Moreover, the union introduced no evidence at trial, and it has pointed to no evidence in plaintiffs’ case to support its contention that it acted in good faith or to support the court’s finding that it did not act in bad faith. Assuming that this finding was permissible despite noncomplianee with Fed.R.Civ.P. 8(c), there appears to be no evidence to support it.

If we should assume, as the majority observes in the last paragraph of its opinion, that the standard of 29 U.S.C. § 185 governs this case, I still believe that we should at least remand the case for further consideration. In Vaca v. Sipes, 386 U.S. 171, 190, 87 S.Ct. 903, 916, 17 L.Ed.2d 842 (1967), the Court stated:

A breach of the statutory duty of fair representation occurs only when a union’s conduct toward a member of the collective bargaining unit is arbitrary, discriminatory, or in bad faith. (Emphasis added.)

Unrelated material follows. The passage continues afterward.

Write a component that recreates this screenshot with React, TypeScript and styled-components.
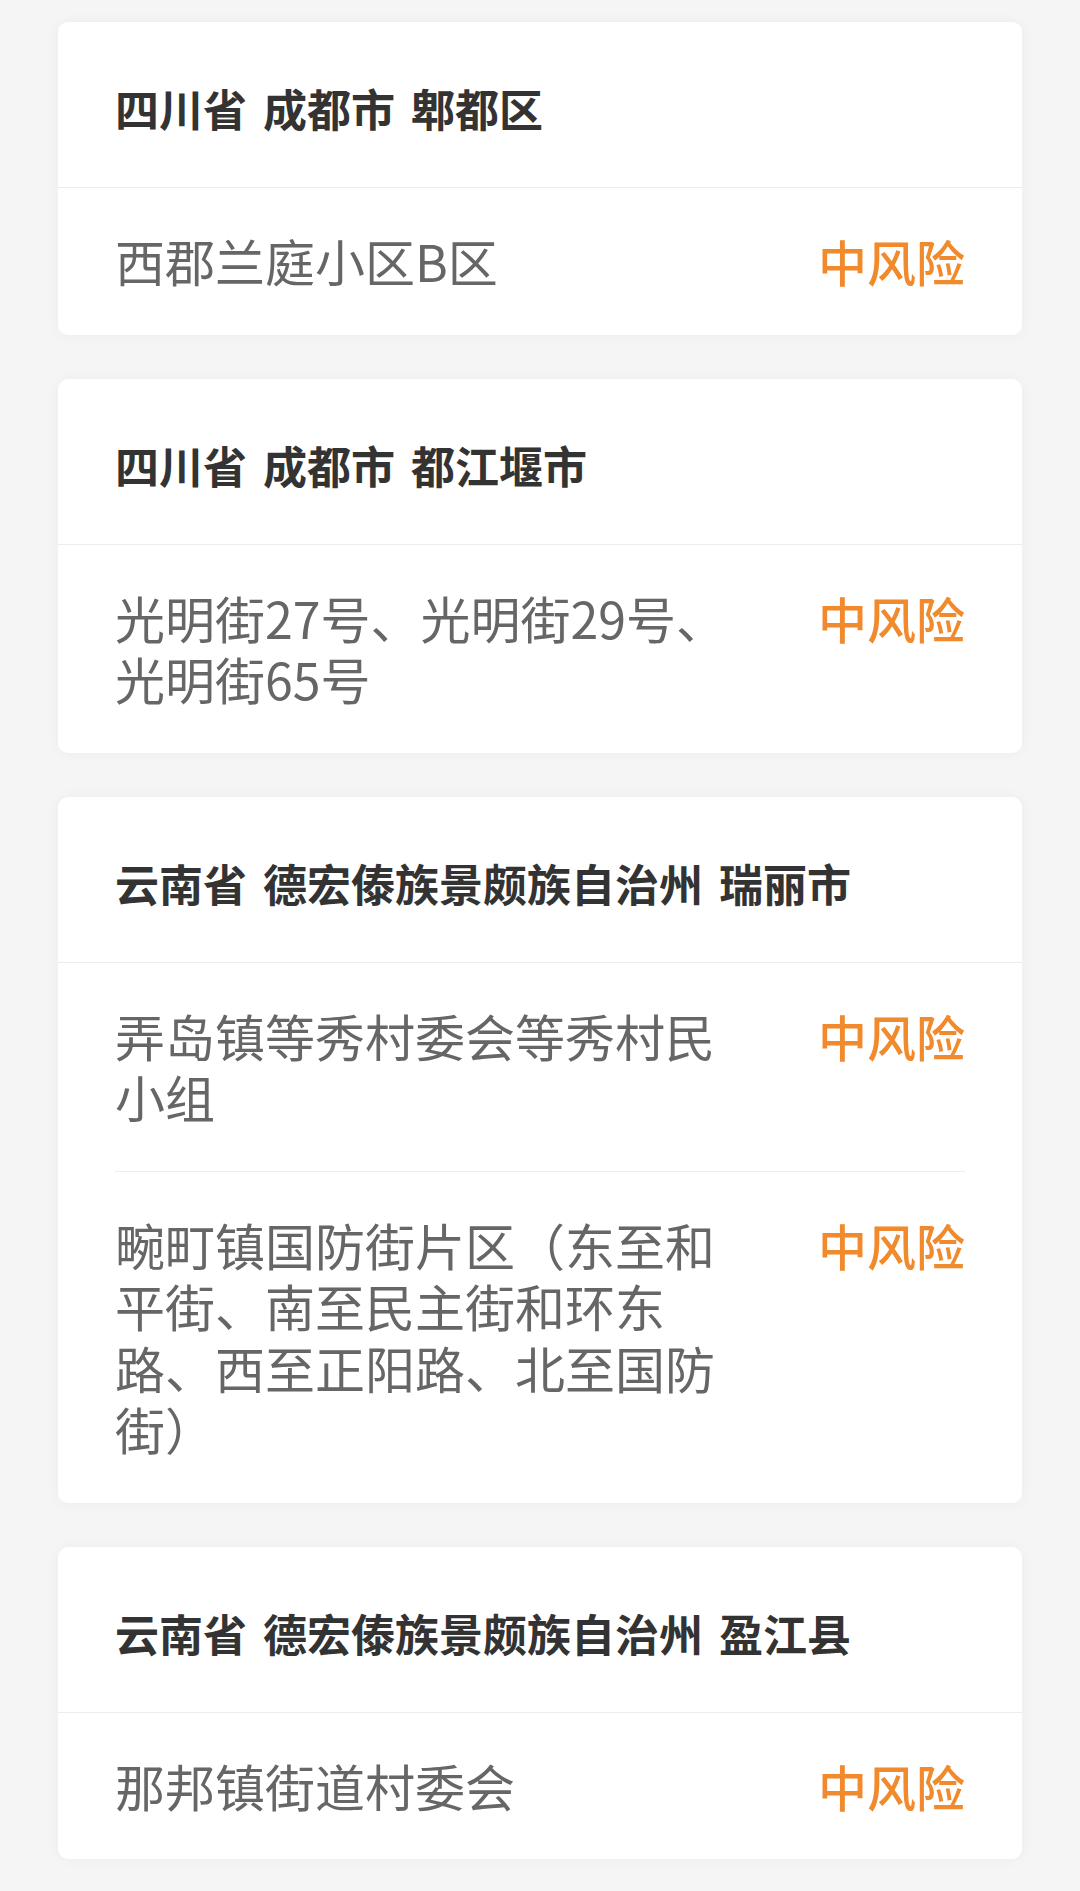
import styled, { createGlobalStyle } from "styled-components";

const GlobalStyle = createGlobalStyle`
  html, body {
    margin: 0;
    padding: 0;
    background: #f5f5f5;
  }
  body {
    font-family: "Noto Sans CJK SC", "Noto Sans", sans-serif;
  }
`;

type Area = {
  region: string;
  items: string[];
};

const areas: Area[] = [
  { region: "四川省 成都市 郫都区", items: ["西郡兰庭小区B区"] },
  {
    region: "四川省 成都市 都江堰市",
    items: ["光明街27号、光明街29号、光明街65号"],
  },
  {
    region: "云南省 德宏傣族景颇族自治州 瑞丽市",
    items: [
      "弄岛镇等秀村委会等秀村民小组",
      "畹町镇国防街片区（东至和平街、南至民主街和环东路、西至正阳路、北至国防街）",
    ],
  },
  { region: "云南省 德宏傣族景颇族自治州 盈江县", items: ["那邦镇街道村委会"] },
];

const Page = styled.div`
  width: 1080px;
  min-height: 1891px;
  box-sizing: border-box;
  padding: 22px 58px;
  display: flex;
  flex-direction: column;
  gap: 44px;
  background: #f5f5f5;
`;

const Card = styled.section`
  background: #fff;
  border-radius: 10px;
  box-shadow: 0 0 14px rgba(0, 0, 0, 0.045);
  overflow: hidden;
`;

const Header = styled.div`
  padding: 55px 57px 48px;
  border-bottom: 1px solid #ececec;
  font-size: 44px;
  line-height: 62px;
  font-weight: 700;
  color: #333;
  word-spacing: 6px;
`;

const List = styled.div`
  padding: 0 57px;
`;

const Row = styled.div`
  display: flex;
  align-items: flex-start;
  padding: 42px 0 43px;
  & + & {
    border-top: 1px solid #ececec;
  }
`;

const Place = styled.div`
  flex: 1;
  min-width: 0;
  font-size: 50px;
  line-height: 61.5px;
  color: #666;
`;

const Level = styled.div`
  flex-shrink: 0;
  margin-left: 64px;
  font-size: 49px;
  line-height: 61.5px;
  font-weight: 500;
  color: #f08a2c;
`;

const App = () => {
  return (
    <>
      <GlobalStyle />
      <Page>
        {areas.map((area) => (
          <Card key={area.region}>
            <Header>{area.region}</Header>
            <List>
              {area.items.map((item) => (
                <Row key={item}>
                  <Place>{item}</Place>
                  <Level>中风险</Level>
                </Row>
              ))}
            </List>
          </Card>
        ))}
      </Page>
    </>
  );
};

export default App;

Bad faith is thus only an alternate predicate for a claim under § 301; a plain*407tiff can recover if he can show that the union acted arbitrarily or discriminato-rily but not necessarily in bad faith. There is no indication that the district court considered these other elements in its resolution of plaintiffs’ claim. Further, if bad faith is an essential part of a plaintiff’s claim under § 301, then the findings of the district court- are inconsistent, because the court found a breach of duty on the part of the union but then found that the union had not been guilty of bad faith.

Accordingly, I would, at a minimum, reverse and remand for additional findings. In the alternative, I would reverse the judgment of the district court and direct the entry of an award of backpay to plaintiffs in an amount equal to their wage loss less the amounts received from the employer in settlement of the claim against it and any other sums received in mitigation.